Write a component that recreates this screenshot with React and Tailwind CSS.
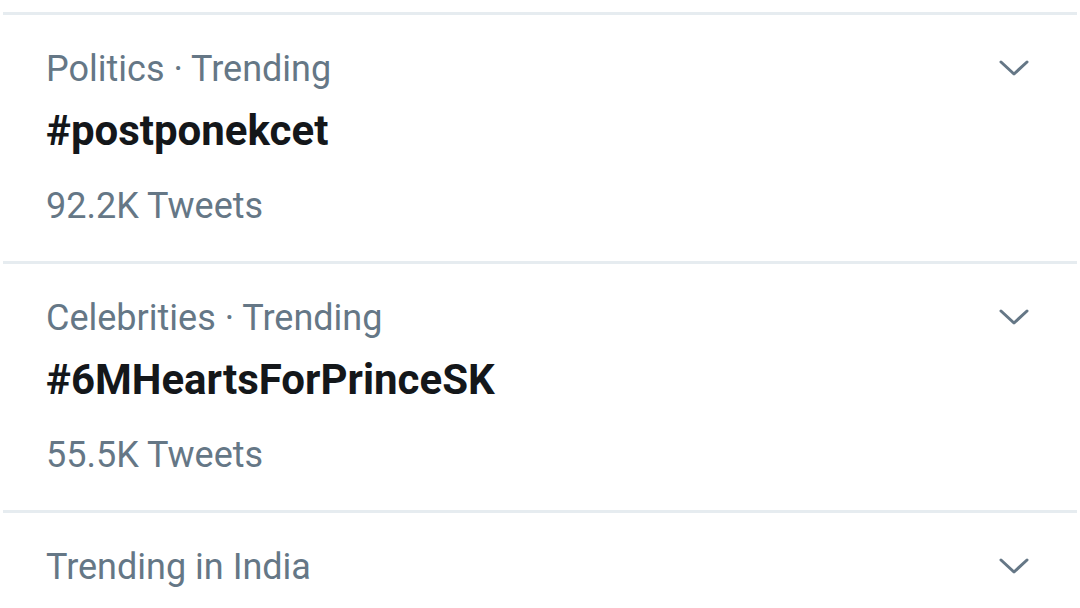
import React from 'react';

const trends = [
  { category: 'Politics · Trending', tag: '#postponekcet', count: '92.2K Tweets' },
  { category: 'Celebrities · Trending', tag: '#6MHeartsForPrinceSK', count: '55.5K Tweets' },
  { category: 'Trending in India' },
];

function Chevron() {
  return (
    <svg width="32" height="18" viewBox="0 0 32 18" fill="none" className="shrink-0">
      <polyline points="3,3 16,15 29,3" stroke="#657786" strokeWidth="3" strokeLinecap="round" strokeLinejoin="round" />
    </svg>
  );
}

function TrendRow({ category, tag, count }) {
  return (
    <div>
      <div className="mx-[3px] h-[3px] bg-[#e6ecf0]" />
      <div className="flex items-start justify-between pl-[46px] pr-[50px] pt-[32px] pb-[33px]">
        <div className="flex flex-col">
          <div className="text-[36px] leading-[44px] text-[#657786]">{category}</div>
          {tag && <div className="mt-[18px] text-[42px] leading-[44px] font-bold text-[#14171a]">{tag}</div>}
          {count && <div className="mt-[31px] text-[36px] leading-[44px] text-[#657786]">{count}</div>}
        </div>
        <div className="pt-[12px]">
          <Chevron />
        </div>
      </div>
    </div>
  );
}

export default function App() {
  return (
    <div className="w-[1080px] h-[608px] overflow-hidden bg-white pt-[12px] font-['Roboto',sans-serif]">
      {trends.map((t, i) => (
        <TrendRow key={i} {...t} />
      ))}
    </div>
  );
}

______

- [REQUIRED TASK]
Replicate the material above verbatim; images stay out of the copy.

- [TASK SOLUTION]
Write a component that recreates this screenshot with React and Tailwind CSS.
import React from 'react';

const trends = [
  { category: 'Politics · Trending', tag: '#postponekcet', count: '92.2K Tweets' },
  { category: 'Celebrities · Trending', tag: '#6MHeartsForPrinceSK', count: '55.5K Tweets' },
  { category: 'Trending in India' },
];

function Chevron() {
  return (
    <svg width="32" height="18" viewBox="0 0 32 18" fill="none" className="shrink-0">
      <polyline points="3,3 16,15 29,3" stroke="#657786" strokeWidth="3" strokeLinecap="round" strokeLinejoin="round" />
    </svg>
  );
}

function TrendRow({ category, tag, count }) {
  return (
    <div>
      <div className="mx-[3px] h-[3px] bg-[#e6ecf0]" />
      <div className="flex items-start justify-between pl-[46px] pr-[50px] pt-[32px] pb-[33px]">
        <div className="flex flex-col">
          <div className="text-[36px] leading-[44px] text-[#657786]">{category}</div>
          {tag && <div className="mt-[18px] text-[42px] leading-[44px] font-bold text-[#14171a]">{tag}</div>}
          {count && <div className="mt-[31px] text-[36px] leading-[44px] text-[#657786]">{count}</div>}
        </div>
        <div className="pt-[12px]">
          <Chevron />
        </div>
      </div>
    </div>
  );
}

export default function App() {
  return (
    <div className="w-[1080px] h-[608px] overflow-hidden bg-white pt-[12px] font-['Roboto',sans-serif]">
      {trends.map((t, i) => (
        <TrendRow key={i} {...t} />
      ))}
    </div>
  );
}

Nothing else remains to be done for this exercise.